Design-based sampling, also known as probability-based sampling, is a widely-known sampling system. In this system, sample locations are selected by a pre-determined random (probability based) process. The most frequent examples are simple random sampling, systematic sampling with a randomly selected starting point, and stratified random sampling, but cluster, double and sequential sampling approaches are also common. Every possible location must have a probability greater than zero of selection into the sample with the randomization process determining the particular sample locations. The probabilities are the sole basis for drawing conclusions or "inferences" - usually formulated as probability statements - from the sample about the population size (total, mean), proportion of the population with given characteristics (such as disturbance or occurrence of a rare species), or variance. This means that, if a sample is selected correctly according to the chosen random design, any inference based on these probabilities is valid and calculations do not rely on any assumption about the spatial distribution or other pattern in the population. Apart from measurement and observation errors and the errors from using allometric models, sampling is the only source of stochasticity considered and the effects of this uncertainty can be readily calculated. NFIs are typical probability-based sampling systems with plots established on systemic grids (with or without stratification) where the probability of selection for each plot (within a stratum) is equal and known. Probability sampling designs do not preclude unequal probabilities of selection into the sample. Examples include sampling proportional to, size (as in point sampling or variable radius sampling) or proportional to a prediction (estimated volume or height as in 3P sampling – Probability Proportional to Prediction).
Model-based sampling systems hypothesise the existence of a model that relates predictor (X or independent) variables to the response (Y, or dependent) variables of interest. A sample is drawn to allow inferences about this model, and the distribution of data around the model predictions. Two types of inference are therefore made under model-based sampling, concerning: (i) the values at locations unvisited during sampling; and (ii) parameters of the model, including the confidence intervals of the parameterised model. Estimates of the mean Y in a model-based system would be based on the inferences about the model at the value of the mean X. For example, a model-based system that uses LIDAR as a predictor variable might rely on an assumption that biomass is linearly related to the mean height above the ground of the returns per unit area. A purposive sample of field locations could be drawn to parameterise this model and the mean biomass of the forest could be estimated from this parameterised model and the mean LIDAR return over the entire forest. Accuracy of these estimates would depend on the legitimacy of the assumed model and the actual sample locations (within the model space). Inferences at specific locations could also be made although these will be less precise than the population mean estimates. Model-based systems do not assume that the probabilities of any sample location (pair of X and Y variables) are determined by the design, but rather they are an outcome of the chosen random model – for any given X, the Y values are likely to be centred around the model mean. Where the variation in Y around the model prediction is less than the total variation in Y, model-based systems can provide increased precision of estimates.

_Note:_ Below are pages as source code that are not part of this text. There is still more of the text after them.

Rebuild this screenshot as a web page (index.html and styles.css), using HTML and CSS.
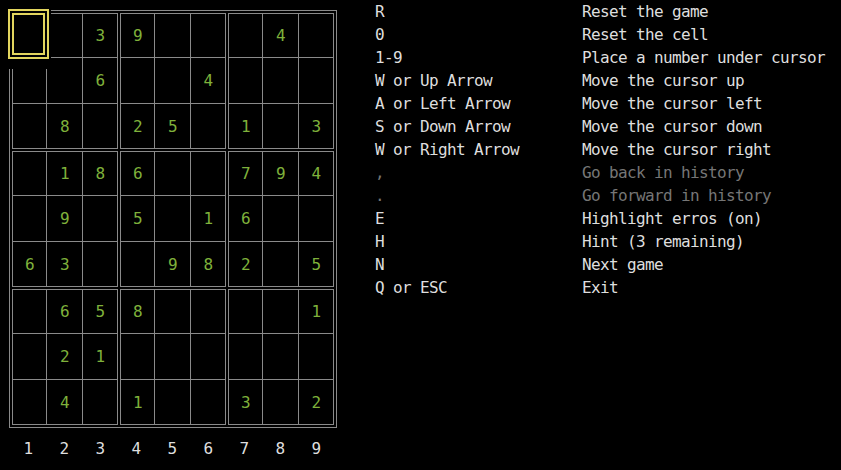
FILE: index.html
```html
<!DOCTYPE html>
<html>
<head>
<meta charset="utf-8">
<link rel="stylesheet" href="styles.css">
</head>
<body>
<div class="screen">
  <section class="game">
    <div class="board">
      <div class="block">
        <div class="cell"></div><div class="cell"></div><div class="cell">3</div>
        <div class="cell"></div><div class="cell"></div><div class="cell">6</div>
        <div class="cell"></div><div class="cell">8</div><div class="cell"></div>
      </div>
      <div class="block">
        <div class="cell">9</div><div class="cell"></div><div class="cell"></div>
        <div class="cell"></div><div class="cell"></div><div class="cell">4</div>
        <div class="cell">2</div><div class="cell">5</div><div class="cell"></div>
      </div>
      <div class="block">
        <div class="cell"></div><div class="cell">4</div><div class="cell"></div>
        <div class="cell"></div><div class="cell"></div><div class="cell"></div>
        <div class="cell">1</div><div class="cell"></div><div class="cell">3</div>
      </div>
      <div class="block">
        <div class="cell"></div><div class="cell">1</div><div class="cell">8</div>
        <div class="cell"></div><div class="cell">9</div><div class="cell"></div>
        <div class="cell">6</div><div class="cell">3</div><div class="cell"></div>
      </div>
      <div class="block">
        <div class="cell">6</div><div class="cell"></div><div class="cell"></div>
        <div class="cell">5</div><div class="cell"></div><div class="cell">1</div>
        <div class="cell"></div><div class="cell">9</div><div class="cell">8</div>
      </div>
      <div class="block">
        <div class="cell">7</div><div class="cell">9</div><div class="cell">4</div>
        <div class="cell">6</div><div class="cell"></div><div class="cell"></div>
        <div class="cell">2</div><div class="cell"></div><div class="cell">5</div>
      </div>
      <div class="block">
        <div class="cell"></div><div class="cell">6</div><div class="cell">5</div>
        <div class="cell"></div><div class="cell">2</div><div class="cell">1</div>
        <div class="cell"></div><div class="cell">4</div><div class="cell"></div>
      </div>
      <div class="block">
        <div class="cell">8</div><div class="cell"></div><div class="cell"></div>
        <div class="cell"></div><div class="cell"></div><div class="cell"></div>
        <div class="cell">1</div><div class="cell"></div><div class="cell"></div>
      </div>
      <div class="block">
        <div class="cell"></div><div class="cell"></div><div class="cell">1</div>
        <div class="cell"></div><div class="cell"></div><div class="cell"></div>
        <div class="cell">3</div><div class="cell"></div><div class="cell">2</div>
      </div>
      <div class="cursor"><div class="cursor-outer"><div class="cursor-inner"></div></div></div>
    </div>
    <div class="labels">
      <span>1</span><span>2</span><span>3</span><span>4</span><span>5</span><span>6</span><span>7</span><span>8</span><span>9</span>
    </div>
  </section>
  <section class="keys">
    <div class="row"><span class="key">R</span><span class="desc">Reset the game</span></div>
    <div class="row"><span class="key">0</span><span class="desc">Reset the cell</span></div>
    <div class="row"><span class="key">1-9</span><span class="desc">Place a number under cursor</span></div>
    <div class="row"><span class="key">W or Up Arrow</span><span class="desc">Move the cursor up</span></div>
    <div class="row"><span class="key">A or Left Arrow</span><span class="desc">Move the cursor left</span></div>
    <div class="row"><span class="key">S or Down Arrow</span><span class="desc">Move the cursor down</span></div>
    <div class="row"><span class="key">W or Right Arrow</span><span class="desc">Move the cursor right</span></div>
    <div class="row dim"><span class="key">,</span><span class="desc">Go back in history</span></div>
    <div class="row dim"><span class="key">.</span><span class="desc">Go forward in history</span></div>
    <div class="row"><span class="key">E</span><span class="desc">Highlight erros (on)</span></div>
    <div class="row"><span class="key">H</span><span class="desc">Hint (3 remaining)</span></div>
    <div class="row"><span class="key">N</span><span class="desc">Next game</span></div>
    <div class="row"><span class="key">Q or ESC</span><span class="desc">Exit</span></div>
  </section>
</div>
</body>
</html>
```

FILE: styles.css
```css
html, body {
  margin: 0;
  padding: 0;
  background: #000;
}

body {
  width: 841px;
  height: 470px;
  overflow: hidden;
  font-family: "DejaVu Sans Mono", "Liberation Mono", monospace;
  font-size: 16px;
  letter-spacing: -0.633px;
  line-height: 23px;
  color: #dedede;
}

.screen {
  display: flex;
  align-items: flex-start;
}

.game {
  padding: 10px 0 0 9px;
  display: flex;
  flex-direction: column;
}

.board {
  position: relative;
  display: grid;
  grid-template-columns: repeat(3, auto);
  gap: 2px;
  padding: 2px;
  border: 1px solid #8a8a8a;
  background: #000;
  width: max-content;
}

.block {
  display: grid;
  grid-template-columns: 33px 35px 34px;
  grid-template-rows: 43px 45px 44px;
  gap: 1px;
  border: 1px solid #8a8a8a;
  background: #8a8a8a;
}

.cell {
  background: #000;
  color: #7fb13b;
  display: flex;
  align-items: center;
  justify-content: center;
}

.cursor {
  position: absolute;
  left: -4px;
  top: -11px;
  width: 45px;
  height: 69px;
  background: #000;
  padding: 9px 0 0 2px;
  box-sizing: border-box;
}

.cursor-outer {
  width: 41px;
  height: 50px;
  box-sizing: border-box;
  border: 2px solid #e2d55e;
  padding: 2px;
}

.cursor-inner {
  height: 100%;
  box-sizing: border-box;
  border: 2px solid #e2d55e;
}

.labels {
  display: flex;
  margin: 9px 0 0 1px;
}

.labels span {
  width: 36px;
  text-align: center;
  color: #dedede;
}

.keys {
  margin-left: 38px;
  display: flex;
  flex-direction: column;
}

.row {
  display: flex;
  height: 23px;
  white-space: pre;
}

.key {
  width: 207px;
}

.dim {
  color: #767676;
}
```
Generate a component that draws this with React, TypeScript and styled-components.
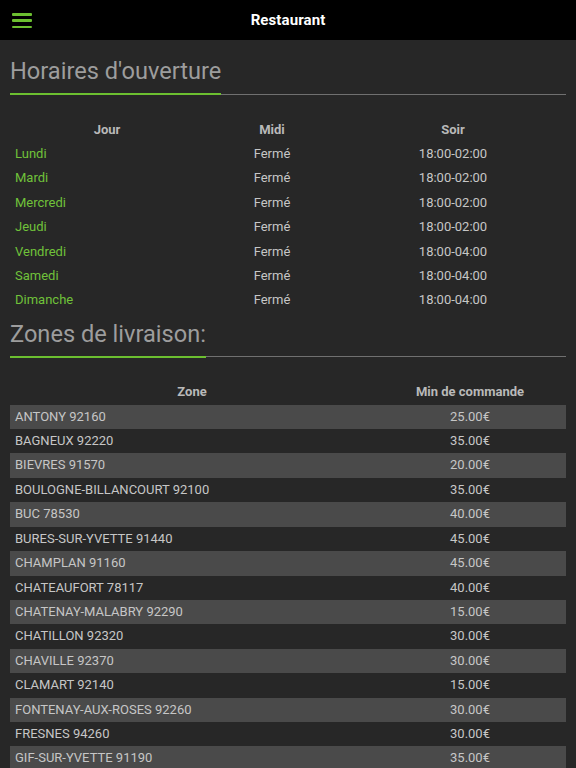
import { createGlobalStyle } from "styled-components";
import styled from "styled-components";

const GlobalStyle = createGlobalStyle`
  body {
    margin: 0;
    background: #272727;
    font-family: Roboto, "Liberation Sans", sans-serif;
  }
`;

const Hours = [
  { day: "Lundi", midi: "Fermé", soir: "18:00-02:00" },
  { day: "Mardi", midi: "Fermé", soir: "18:00-02:00" },
  { day: "Mercredi", midi: "Fermé", soir: "18:00-02:00" },
  { day: "Jeudi", midi: "Fermé", soir: "18:00-02:00" },
  { day: "Vendredi", midi: "Fermé", soir: "18:00-04:00" },
  { day: "Samedi", midi: "Fermé", soir: "18:00-04:00" },
  { day: "Dimanche", midi: "Fermé", soir: "18:00-04:00" },
];

const Zones = [
  { zone: "ANTONY 92160", min: "25.00€" },
  { zone: "BAGNEUX 92220", min: "35.00€" },
  { zone: "BIEVRES 91570", min: "20.00€" },
  { zone: "BOULOGNE-BILLANCOURT 92100", min: "35.00€" },
  { zone: "BUC 78530", min: "40.00€" },
  { zone: "BURES-SUR-YVETTE 91440", min: "45.00€" },
  { zone: "CHAMPLAN 91160", min: "45.00€" },
  { zone: "CHATEAUFORT 78117", min: "40.00€" },
  { zone: "CHATENAY-MALABRY 92290", min: "15.00€" },
  { zone: "CHATILLON 92320", min: "30.00€" },
  { zone: "CHAVILLE 92370", min: "30.00€" },
  { zone: "CLAMART 92140", min: "15.00€" },
  { zone: "FONTENAY-AUX-ROSES 92260", min: "30.00€" },
  { zone: "FRESNES 94260", min: "30.00€" },
  { zone: "GIF-SUR-YVETTE 91190", min: "35.00€" },
];

const App = () => {
  return (
    <>
      <GlobalStyle />
      <TopBar>
        <MenuButton aria-label="menu">
          <span />
          <span />
          <span />
        </MenuButton>
        <Title>Restaurant</Title>
      </TopBar>
      <Content>
        <SectionTitle>
          <span>Horaires d'ouverture</span>
        </SectionTitle>
        <HoursTable>
          <colgroup>
            <col style={{ width: 194 }} />
            <col style={{ width: 136 }} />
            <col />
          </colgroup>
          <thead>
            <tr>
              <Th>Jour</Th>
              <Th>Midi</Th>
              <Th>Soir</Th>
            </tr>
          </thead>
          <tbody>
            {Hours.map((row) => (
              <tr key={row.day}>
                <DayCell>{row.day}</DayCell>
                <Td align="center">{row.midi}</Td>
                <Td align="center">{row.soir}</Td>
              </tr>
            ))}
          </tbody>
        </HoursTable>

        <SectionTitle $second>
          <span>Zones de livraison:</span>
        </SectionTitle>
        <ZoneTable>
          <colgroup>
            <col style={{ width: 364 }} />
            <col />
          </colgroup>
          <thead>
            <tr>
              <Th>Zone</Th>
              <Th>Min de commande</Th>
            </tr>
          </thead>
          <tbody>
            {Zones.map((row, index) => (
              <ZoneRow key={row.zone} $striped={index % 2 === 0}>
                <Td>{row.zone}</Td>
                <Td align="center">{row.min}</Td>
              </ZoneRow>
            ))}
          </tbody>
        </ZoneTable>
      </Content>
    </>
  );
};

export default App;

const TopBar = styled.header`
  position: relative;
  height: 40px;
  background: #000;
  display: flex;
  align-items: center;
  justify-content: center;
`;

const MenuButton = styled.button`
  position: absolute;
  left: 12px;
  top: 13px;
  width: 20px;
  height: 15px;
  padding: 0;
  border: none;
  background: transparent;
  display: flex;
  flex-direction: column;
  justify-content: space-between;

  span {
    display: block;
    height: 2.5px;
    background: #6cbf30;
    border-radius: 1px;
  }
`;

const Title = styled.h1`
  margin: 0;
  color: #fff;
  font-size: 15px;
  font-weight: 700;
  letter-spacing: 0.1px;
`;

const Content = styled.main`
  padding: 0 10px 20px;
`;

const SectionTitle = styled.h2<{ $second?: boolean }>`
  margin: ${(props) => (props.$second ? "7px" : "17px")} 0 0;
  font-size: 23.6px;
  line-height: 28px;
  font-weight: 400;
  color: #9d9d9d;
  border-bottom: 1.5px solid #707070;

  span {
    display: inline-block;
    padding-bottom: 8px;
    border-bottom: 2px solid #6cbf30;
    margin-bottom: -1.5px;
  }
`;

const BaseTable = styled.table`
  width: 100%;
  border-collapse: collapse;
  table-layout: fixed;
  font-size: 13px;
`;

const HoursTable = styled(BaseTable)`
  margin-top: 23px;
`;

const ZoneTable = styled(BaseTable)`
  margin-top: 23px;
`;

const Th = styled.th`
  padding: 5px;
  line-height: 14.4px;
  font-weight: 700;
  color: #b9b9b9;
  text-align: center;
`;

const Td = styled.td<{ align?: string }>`
  padding: 5px;
  line-height: 14.4px;
  color: #c6c6c6;
  text-align: ${(props) => props.align || "left"};
  white-space: nowrap;
`;

const DayCell = styled(Td)`
  color: #70c23a;
`;

const ZoneRow = styled.tr<{ $striped: boolean }>`
  background: ${(props) => (props.$striped ? "#4a4a4a" : "transparent")};
`;
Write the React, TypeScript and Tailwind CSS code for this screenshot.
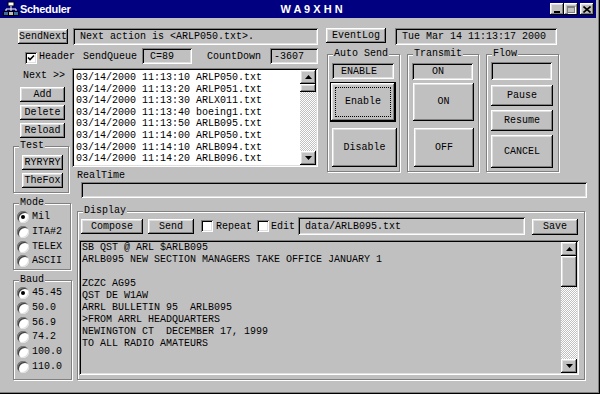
import type { ReactNode } from 'react'

const raised =
  'bg-[#c0c0c0] shadow-[inset_-1px_-1px_#000,inset_1px_1px_#fff,inset_-2px_-2px_#808080,inset_2px_2px_#dfdfdf]'
const sunken =
  'shadow-[inset_1px_1px_#808080,inset_-1px_-1px_#fff,inset_2px_2px_#000,inset_-2px_-2px_#dfdfdf]'

const queue = [
  '03/14/2000 11:13:10 ARLP050.txt',
  '03/14/2000 11:13:20 ARLP051.txt',
  '03/14/2000 11:13:30 ARLX011.txt',
  '03/14/2000 11:13:40 boeing1.txt',
  '03/14/2000 11:13:50 ARLB095.txt',
  '03/14/2000 11:14:00 ARLP050.txt',
  '03/14/2000 11:14:10 ARLB094.txt',
  '03/14/2000 11:14:20 ARLB096.txt',
]

const bulletin = [
  'SB QST @ ARL $ARLB095',
  'ARLB095 NEW SECTION MANAGERS TAKE OFFICE JANUARY 1',
  '',
  'ZCZC AG95',
  'QST DE W1AW',
  'ARRL BULLETIN 95  ARLB095',
  '>FROM ARRL HEADQUARTERS',
  'NEWINGTON CT  DECEMBER 17, 1999',
  'TO ALL RADIO AMATEURS',
]

const Btn = ({ className = '', children }: { className?: string; children?: ReactNode }) => (
  <button type="button" className={`flex shrink-0 items-center justify-center leading-[12px] ${raised} ${className}`}>
    {children}
  </button>
)

const Field = ({ className = '', children }: { className?: string; children?: ReactNode }) => (
  <div className={`flex shrink-0 items-center whitespace-pre bg-[#c0c0c0] ${sunken} ${className}`}>{children}</div>
)

const Group = ({ label, className = '', children }: { label: string; className?: string; children?: ReactNode }) => (
  <div className={`relative shrink-0 border border-[#808080] shadow-[inset_1px_1px_#fff,1px_1px_#fff] ${className}`}>
    <span className="absolute left-[5px] top-[-7px] bg-[#c0c0c0] px-[1px] leading-[12px]">{label}</span>
    {children}
  </div>
)

const Check = ({ checked = false }: { checked?: boolean }) => (
  <div className={`flex h-[12px] w-[12px] shrink-0 items-center justify-center bg-white ${sunken}`}>
    {checked && (
      <svg width="8" height="8" viewBox="0 0 8 8">
        <path d="M1 3.5 L3 5.5 L7 1.5" fill="none" stroke="#000" strokeWidth="1.6" />
      </svg>
    )}
  </div>
)

const Radio = ({ label, checked = false }: { label: string; checked?: boolean }) => (
  <div className="flex h-[14.7px] items-center">
    <div className="ml-[3px] flex h-[12px] w-[12px] items-center justify-center rounded-full bg-white shadow-[inset_1px_1px_#808080,inset_-1px_-1px_#dfdfdf,inset_2px_2px_#404040]">
      {checked && <div className="h-[4px] w-[4px] rounded-full bg-black" />}
    </div>
    <span className="ml-[3px] leading-[12px]">{label}</span>
  </div>
)

const Arrow = ({ down = false }: { down?: boolean }) => (
  <svg width="7" height="4" viewBox="0 0 7 4">
    <polygon points={down ? '0,0 7,0 3.5,4' : '3.5,0 7,4 0,4'} fill="#000" />
  </svg>
)

const VScroll = ({ thumb }: { thumb: number }) => (
  <div className="flex w-[16px] shrink-0 flex-col">
    <div className={`flex h-[14px] items-center justify-center ${raised}`}>
      <Arrow />
    </div>
    <div className={raised} style={{ height: thumb }} />
    <div className="flex-1 bg-[repeating-conic-gradient(#c0c0c0_0%_25%,#ffffff_0%_50%)] bg-size-[2px_2px]" />
    <div className={`flex h-[14px] items-center justify-center ${raised}`}>
      <Arrow down />
    </div>
  </div>
)

const AppIcon = () => (
  <svg width="16" height="16" viewBox="0 0 16 16" className="ml-[3px] shrink-0">
    <rect x="5" y="1" width="6" height="4" fill="#fff" stroke="#000" strokeWidth="1" />
    <path d="M8 5 V8 M3 8 H13 M3 8 V10 M13 8 V10 M8 8 V10" stroke="#fff" strokeWidth="1" />
    <rect x="0.5" y="10.5" width="5" height="4" fill="#3a6ea5" stroke="#000" />
    <rect x="5.5" y="10.5" width="5" height="4" fill="#c0c0c0" stroke="#000" />
    <rect x="10.5" y="10.5" width="5" height="4" fill="#3a6ea5" stroke="#000" />
  </svg>
)

const TitleBar = () => (
  <div className="flex h-[18px] w-[596px] items-center bg-[#000080] font-['Liberation_Sans',Arial,sans-serif] text-[11px] font-bold text-white">
    <AppIcon />
    <span className="ml-[1px] tracking-[-0.3px]">Scheduler</span>
    <span className="ml-[210px]">W A 9 X H N</span>
    <div className="ml-auto mr-[2px] flex items-center">
      <div className={`flex h-[12px] w-[14px] items-end justify-center pb-[2px] ${raised}`}>
        <div className="h-[2px] w-[6px] bg-black" />
      </div>
      <div className={`flex h-[12px] w-[14px] items-center justify-center ${raised}`}>
        <div className="h-[7px] w-[8px] border border-t-2 border-[#808080] shadow-[1px_1px_#fff]" />
      </div>
      <div className={`ml-[2px] flex h-[12px] w-[14px] items-center justify-center ${raised}`}>
        <svg width="8" height="7" viewBox="0 0 8 7">
          <path d="M0.5 0.5 L7.5 6.5 M7.5 0.5 L0.5 6.5" stroke="#000" strokeWidth="1.6" />
        </svg>
      </div>
    </div>
  </div>
)

export default function App() {
  return (
    <div className="h-[394px] w-[600px] overflow-hidden bg-[#c0c0c0] font-['Liberation_Mono','Courier_New',monospace] text-[10px] text-black shadow-[inset_-1px_-1px_#000,inset_-2px_-2px_#808080]">
      <TitleBar />

      <div className="ml-[13px] mt-[10px] grid grid-cols-[59px_248px_275px] grid-rows-[18px_20px_105px_29px_181px]">
        {/* top line: send next + status */}
        <div className="col-span-2 flex items-start">
          <Btn className="ml-[5px] mt-[1px] h-[15px] w-[50px]">SendNext</Btn>
          <Field className="ml-[5px] h-[17px] w-[245px] pl-[7px]">Next action is &lt;ARLP050.txt&gt;.</Field>
        </div>
        <div className="flex items-start">
          <Btn className="ml-[6px] h-[15px] w-[60px]">EventLog</Btn>
          <Field className="ml-[9px] h-[17px] w-[162px] pl-[7px]">Tue Mar 14 11:13:17 2000</Field>
        </div>

        {/* header / queue / countdown */}
        <div className="col-span-2 flex items-start">
          <div className="ml-[12px] mt-[6px]">
            <Check checked />
          </div>
          <span className="ml-[2px] mt-[5px] leading-[12px]">Header</span>
          <span className="ml-[8px] mt-[5px] leading-[12px]">SendQueue</span>
          <Field className="ml-[5px] mt-[2px] h-[16px] w-[50px] pl-[8px]">C=89</Field>
          <span className="ml-[15px] mt-[5px] leading-[12px]">CountDown</span>
          <Field className="ml-[9px] mt-[2px] h-[16px] w-[48px] pl-[4px]">-3607</Field>
        </div>

        {/* auto send / transmit / flow */}
        <div className="row-span-2 flex items-start">
          <Group label="Auto Send" className="ml-[7px] mt-[8px] h-[118px] w-[73px]">
            <Field className="ml-[4px] mt-[8px] h-[16px] w-[62px] pl-[9px]">ENABLE</Field>
            <Btn className="relative ml-[3px] mt-[4px] h-[38px] w-[64px] outline outline-1 outline-black">
              <span className="absolute inset-[4px] border border-dotted border-black" />
              Enable
            </Btn>
            <Btn className="ml-[4px] mt-[7px] h-[39px] w-[65px]">Disable</Btn>
          </Group>
          <Group label="Transmit" className="ml-[7px] mt-[8px] h-[118px] w-[72px]">
            <Field className="ml-[4px] mt-[8px] h-[17px] w-[61px] pl-[20px]">ON</Field>
            <Btn className="ml-[5px] mt-[3px] h-[38px] w-[61px]">ON</Btn>
            <Btn className="ml-[6px] mt-[7px] h-[39px] w-[60px]">OFF</Btn>
          </Group>
          <Group label="Flow" className="ml-[7px] mt-[8px] h-[118px] w-[73px]">
            <Field className="ml-[4px] mt-[7px] h-[18px] w-[61px]" />
            <Btn className="ml-[4px] mt-[5px] h-[21px] w-[62px]">Pause</Btn>
            <Btn className="ml-[4px] mt-[4px] h-[21px] w-[62px]">Resume</Btn>
            <Btn className="ml-[4px] mt-[4px] h-[33px] w-[62px]">CANCEL</Btn>
          </Group>
        </div>

        {/* left column */}
        <div className="row-span-3 flex flex-col items-start">
          <span className="ml-[10px] mt-[4px] leading-[12px]">Next &gt;&gt;</span>
          <Btn className="ml-[7px] mt-[5px] h-[15px] w-[45px]">Add</Btn>
          <Btn className="ml-[7px] mt-[3px] h-[15px] w-[45px]">Delete</Btn>
          <Btn className="ml-[7px] mt-[3px] h-[15px] w-[45px]">Reload</Btn>
          <Group label="Test" className="mt-[8px] h-[47px] w-[56px]">
            <Btn className="ml-[8px] mt-[8px] h-[15px] w-[41px]">RYRYRY</Btn>
            <Btn className="ml-[8px] mt-[3px] h-[15px] w-[41px]">TheFox</Btn>
          </Group>
          <Group label="Mode" className="mt-[10px] h-[67px] w-[58px] pt-[6px]">
            <Radio label="Mil" checked />
            <Radio label="ITA#2" />
            <Radio label="TELEX" />
            <Radio label="ASCII" />
          </Group>
          <Group label="Baud" className="mt-[10px] h-[100px] w-[59px] pt-[5px]">
            <Radio label="45.45" checked />
            <Radio label="50.0" />
            <Radio label="56.9" />
            <Radio label="74.2" />
            <Radio label="100.0" />
            <Radio label="110.0" />
          </Group>
        </div>

        {/* queue list */}
        <div className={`mt-[2px] flex h-[99px] w-[246px] bg-white p-[2px] ${sunken}`}>
          <div className="flex-1 whitespace-pre pl-[2px] pt-[2px] leading-[11.6px]">
            {queue.map((q) => (
              <div key={q}>{q}</div>
            ))}
          </div>
          <VScroll thumb={8} />
        </div>

        {/* realtime */}
        <div className="col-span-2 flex flex-col items-start">
          <span className="ml-[5px] -mt-px h-[12px] leading-[12px]">RealTime</span>
          <Field className="ml-[9px] h-[16px] w-[506px]" />
        </div>

        {/* display */}
        <div className="col-span-2">
          <Group label="Display" className="ml-[5px] mt-[11px] h-[169px] w-[508px]">
            <div className="mt-[7px] flex h-[16px] items-start">
              <Btn className="ml-[3px] h-[15px] w-[62px]">Compose</Btn>
              <Btn className="ml-[5px] h-[15px] w-[46px]">Send</Btn>
              <div className="ml-[7px] mt-[1px]">
                <Check />
              </div>
              <span className="ml-[3px] mt-[2px] leading-[12px]">Repeat</span>
              <div className="ml-[5px] mt-[1px]">
                <Check />
              </div>
              <span className="ml-[2px] mt-[2px] leading-[12px]">Edit</span>
              <Field className="ml-[3px] -mt-[2px] h-[18px] w-[227px] pl-[7px]">data/ARLB095.txt</Field>
              <Btn className="ml-[7px] h-[16px] w-[46px]">Save</Btn>
            </div>
            <div className={`ml-[1px] mt-[5px] flex h-[135px] w-[500px] bg-[#c0c0c0] p-[2px] ${sunken}`}>
              <div className="flex-1 whitespace-pre pl-[1px] leading-[12px]">
                {bulletin.map((l, i) => (
                  <div key={i} className="h-[12px]">
                    {l}
                  </div>
                ))}
              </div>
              <VScroll thumb={31} />
            </div>
          </Group>
        </div>
      </div>
    </div>
  )
}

Selecting the number of individuals to sample
Sample size
To select a ground sample, the first step is to determine the sample size which is usually predetermined (sample size, n). Predetermined sample size approaches include those where: (i) the sample size is fixed by the available budget or need to have historical consistency; (ii) a systematic approach is adopted to sample selection (e.g. by use of spatial grid of pre-determined resolution); (iii) a predetermined estimate has been made of the number required to produce usefully precise estimates. Predetermined sample sizes to produce usefully precise estimates for the targeted population (or sub-population or stratum), or for parameter estimation in the case of model-based sampling, must be based on estimates of the variability of the (sub-) populations, which may be available from existing data or reconnaissance surveys. Useful estimates are often defined in terms of the precision desired which in many cases is taken to be 10% as a default at the 95% confidence interval. The estimated sample size required under simple random sampling of a population (or a stratum within a population) is:
where σ is the sample standard deviation expressed as a percentage of the mean when the sample is used alone to produce an estimate or σ is the standard deviation of the residual errors if the sample is used in combination with auxiliary data (e.g. remotely sensed data or existing maps) to produce an estimate, P is half the width of the interval, also expressed as a percentage of the mean and t is taken from the t distribution with degrees of freedom equal to n minus the number of parameters being estimated, at the confidence desired, commonly 0.05 corresponding to 95% confidence. Sample sizes to detect rare occurrences (e.g. disturbance in forests such as deforestation) may need to be relatively large under simple random sampling designs. For example, a sample of size of n > 300 is required if annual levels of forest disturbance were expected to be only about 1% of the population units , and sample units were selected via simple random sampling. Stratified sampling can increase efficiency significantly.
Supplementary sampling
Supplementary sampling may be used where an NFI or other extensive plot-based measurement system with a predefined sample size is already in place but does not adequately cover the whole population, or results in a precision that is too small to be reliable for the proposed forest monitoring system. Given the need for random selection (ability to determine the individuals to be selected) in probability sampling, the selection of additional sample units will be difficult in some circumstances. Where a systematic approach to sampling was originally used (e.g. sample locations at the intersection of a regularly spaced grid that was randomly overlaid on the population), additional sampling points can be assigned as an extension of that grid into areas originally excluded. Such an extension is particularly relevant when individuals in the original sample had been excluded due to tenure (e.g. by not including land managed by an Agricultural or Conservation Department even though it included forest by the national definition). The extended areas should maintain a separate identity if a stratified approach is used, but the systematic grid may be manipulated (e.g. only select every 2nd intersection) to ensure the sample size within the new stratum is appropriate (the number of samples per ha does not need to be constant between strata). Alternatively, if the stratum boundaries have not altered since the original sample but it has been determined that the precision of the stratum parameter estimates is insufficient, additional sample units can be selected using the original sampling approach (e.g. truly random or, more commonly re-laying the same systematic grid but randomly choosing additional intersection points).